##### COLLECTED DATA #####
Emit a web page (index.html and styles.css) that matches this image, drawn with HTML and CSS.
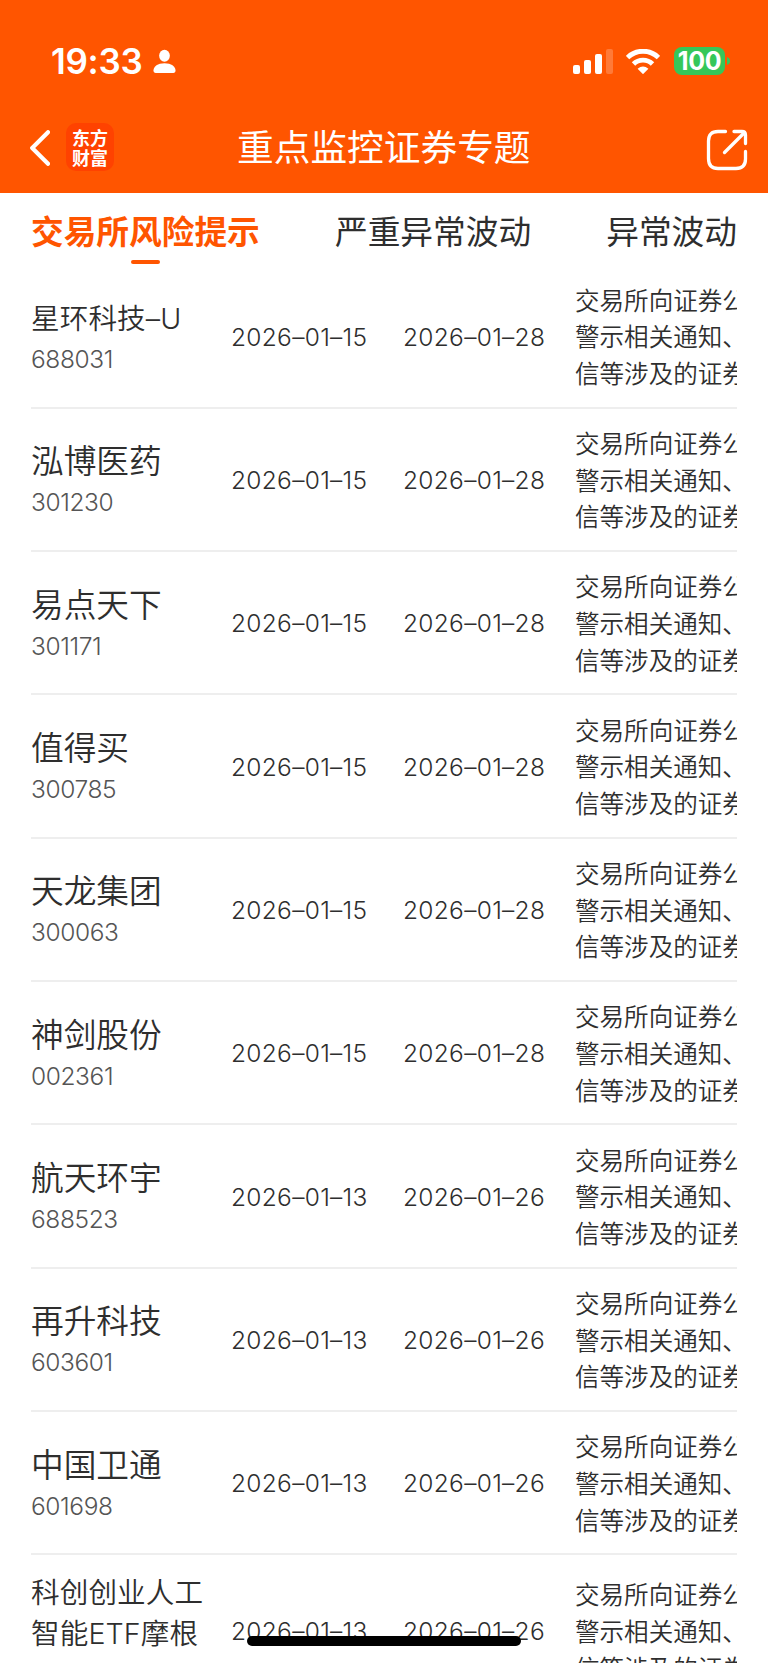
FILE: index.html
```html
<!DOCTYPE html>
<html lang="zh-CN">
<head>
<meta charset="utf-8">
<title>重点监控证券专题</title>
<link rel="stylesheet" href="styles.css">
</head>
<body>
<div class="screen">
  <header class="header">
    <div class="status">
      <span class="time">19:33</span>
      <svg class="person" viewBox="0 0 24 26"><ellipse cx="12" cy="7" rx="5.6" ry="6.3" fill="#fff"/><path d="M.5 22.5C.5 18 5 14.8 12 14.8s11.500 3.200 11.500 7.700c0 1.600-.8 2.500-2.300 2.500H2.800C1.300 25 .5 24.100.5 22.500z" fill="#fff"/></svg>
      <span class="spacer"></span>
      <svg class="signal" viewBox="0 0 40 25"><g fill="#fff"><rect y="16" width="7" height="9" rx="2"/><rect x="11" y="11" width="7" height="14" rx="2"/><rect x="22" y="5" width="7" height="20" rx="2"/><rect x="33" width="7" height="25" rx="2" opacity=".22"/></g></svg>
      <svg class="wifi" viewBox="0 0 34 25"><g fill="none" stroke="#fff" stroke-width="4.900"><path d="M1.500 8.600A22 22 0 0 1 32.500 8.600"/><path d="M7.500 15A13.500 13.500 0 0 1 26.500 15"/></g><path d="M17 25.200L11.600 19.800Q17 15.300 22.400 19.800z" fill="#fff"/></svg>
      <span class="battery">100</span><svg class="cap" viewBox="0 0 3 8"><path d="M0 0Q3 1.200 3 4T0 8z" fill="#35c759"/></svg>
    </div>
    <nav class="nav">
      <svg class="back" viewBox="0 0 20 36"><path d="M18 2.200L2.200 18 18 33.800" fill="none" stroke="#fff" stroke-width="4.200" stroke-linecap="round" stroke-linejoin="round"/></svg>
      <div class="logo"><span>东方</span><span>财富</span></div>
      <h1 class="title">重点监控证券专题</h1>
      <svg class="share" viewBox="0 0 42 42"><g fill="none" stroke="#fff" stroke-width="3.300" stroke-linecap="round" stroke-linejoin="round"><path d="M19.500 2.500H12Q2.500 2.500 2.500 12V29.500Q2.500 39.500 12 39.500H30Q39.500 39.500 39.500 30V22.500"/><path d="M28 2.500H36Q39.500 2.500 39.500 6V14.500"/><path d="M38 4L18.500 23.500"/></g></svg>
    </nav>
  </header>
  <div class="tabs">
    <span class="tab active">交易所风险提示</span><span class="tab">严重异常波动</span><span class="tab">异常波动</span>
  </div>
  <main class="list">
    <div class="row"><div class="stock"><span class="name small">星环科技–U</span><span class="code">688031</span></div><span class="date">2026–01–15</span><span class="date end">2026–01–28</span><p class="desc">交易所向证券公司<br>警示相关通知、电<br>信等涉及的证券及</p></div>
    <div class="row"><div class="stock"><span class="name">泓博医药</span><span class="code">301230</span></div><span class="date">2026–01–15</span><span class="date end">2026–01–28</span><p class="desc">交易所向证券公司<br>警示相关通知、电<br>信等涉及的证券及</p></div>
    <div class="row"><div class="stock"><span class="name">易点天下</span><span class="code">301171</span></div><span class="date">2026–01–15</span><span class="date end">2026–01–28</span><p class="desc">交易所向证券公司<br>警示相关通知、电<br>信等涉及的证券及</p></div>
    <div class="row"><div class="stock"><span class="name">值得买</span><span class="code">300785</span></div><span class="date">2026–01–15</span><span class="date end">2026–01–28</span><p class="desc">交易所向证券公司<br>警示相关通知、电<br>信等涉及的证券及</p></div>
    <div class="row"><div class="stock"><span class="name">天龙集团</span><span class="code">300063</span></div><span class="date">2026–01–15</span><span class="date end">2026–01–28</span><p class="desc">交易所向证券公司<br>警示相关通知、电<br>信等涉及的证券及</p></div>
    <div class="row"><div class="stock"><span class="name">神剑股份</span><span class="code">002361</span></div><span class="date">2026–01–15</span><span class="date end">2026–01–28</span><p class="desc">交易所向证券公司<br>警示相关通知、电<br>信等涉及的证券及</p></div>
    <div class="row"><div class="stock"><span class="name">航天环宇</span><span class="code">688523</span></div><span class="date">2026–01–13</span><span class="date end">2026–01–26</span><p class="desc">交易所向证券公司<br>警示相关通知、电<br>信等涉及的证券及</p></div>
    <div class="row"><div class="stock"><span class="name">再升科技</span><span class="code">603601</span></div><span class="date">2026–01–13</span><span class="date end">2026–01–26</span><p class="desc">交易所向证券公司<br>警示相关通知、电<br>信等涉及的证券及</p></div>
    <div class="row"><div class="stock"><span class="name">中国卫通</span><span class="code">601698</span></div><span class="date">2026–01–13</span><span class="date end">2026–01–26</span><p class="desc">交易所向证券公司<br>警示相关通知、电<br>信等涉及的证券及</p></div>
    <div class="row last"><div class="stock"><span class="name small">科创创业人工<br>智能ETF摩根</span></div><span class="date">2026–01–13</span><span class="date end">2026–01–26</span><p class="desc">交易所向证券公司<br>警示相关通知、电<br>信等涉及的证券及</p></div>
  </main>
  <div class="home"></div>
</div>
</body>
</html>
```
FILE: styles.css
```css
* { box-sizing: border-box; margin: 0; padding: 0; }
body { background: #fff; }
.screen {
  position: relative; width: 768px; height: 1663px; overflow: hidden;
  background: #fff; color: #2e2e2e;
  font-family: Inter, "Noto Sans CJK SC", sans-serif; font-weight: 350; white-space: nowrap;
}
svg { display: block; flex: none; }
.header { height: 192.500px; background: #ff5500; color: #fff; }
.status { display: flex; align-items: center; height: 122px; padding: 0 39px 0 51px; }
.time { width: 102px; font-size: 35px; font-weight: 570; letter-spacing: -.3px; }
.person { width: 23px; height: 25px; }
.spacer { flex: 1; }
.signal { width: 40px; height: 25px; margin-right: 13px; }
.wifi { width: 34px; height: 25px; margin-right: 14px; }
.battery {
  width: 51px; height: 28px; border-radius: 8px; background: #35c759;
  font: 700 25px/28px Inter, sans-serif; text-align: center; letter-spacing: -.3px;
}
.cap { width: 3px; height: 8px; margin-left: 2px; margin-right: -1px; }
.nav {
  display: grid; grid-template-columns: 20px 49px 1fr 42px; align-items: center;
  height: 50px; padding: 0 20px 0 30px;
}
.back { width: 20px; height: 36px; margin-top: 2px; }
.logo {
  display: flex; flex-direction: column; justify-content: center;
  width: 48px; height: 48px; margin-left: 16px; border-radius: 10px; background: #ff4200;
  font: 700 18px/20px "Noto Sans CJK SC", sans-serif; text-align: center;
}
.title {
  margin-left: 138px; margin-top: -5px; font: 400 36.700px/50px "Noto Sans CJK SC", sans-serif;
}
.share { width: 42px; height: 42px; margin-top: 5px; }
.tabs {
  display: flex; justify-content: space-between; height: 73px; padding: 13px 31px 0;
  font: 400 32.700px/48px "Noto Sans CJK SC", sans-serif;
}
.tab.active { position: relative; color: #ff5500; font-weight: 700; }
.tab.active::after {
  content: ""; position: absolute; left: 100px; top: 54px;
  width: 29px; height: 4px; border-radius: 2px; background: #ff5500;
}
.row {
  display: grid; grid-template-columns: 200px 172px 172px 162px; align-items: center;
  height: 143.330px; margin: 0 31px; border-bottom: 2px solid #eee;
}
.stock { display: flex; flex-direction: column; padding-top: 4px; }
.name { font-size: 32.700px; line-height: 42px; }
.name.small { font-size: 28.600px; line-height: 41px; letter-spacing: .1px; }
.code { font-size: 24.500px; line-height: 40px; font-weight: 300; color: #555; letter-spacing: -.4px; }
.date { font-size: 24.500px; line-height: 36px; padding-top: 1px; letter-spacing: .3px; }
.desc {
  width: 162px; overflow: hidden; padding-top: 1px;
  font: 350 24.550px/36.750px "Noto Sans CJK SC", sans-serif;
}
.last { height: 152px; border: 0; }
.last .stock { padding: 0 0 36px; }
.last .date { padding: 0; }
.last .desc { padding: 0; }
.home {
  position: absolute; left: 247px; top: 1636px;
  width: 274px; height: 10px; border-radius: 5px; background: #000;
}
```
#####
• **SET TASK**
Identify which lines contain the word "styles" and copy each one.

• **OUTPUT FOR THIS TASK**
Emit a web page (index.html and styles.css) that matches this image, drawn with HTML and CSS.
<link rel="stylesheet" href="styles.css">
FILE: styles.css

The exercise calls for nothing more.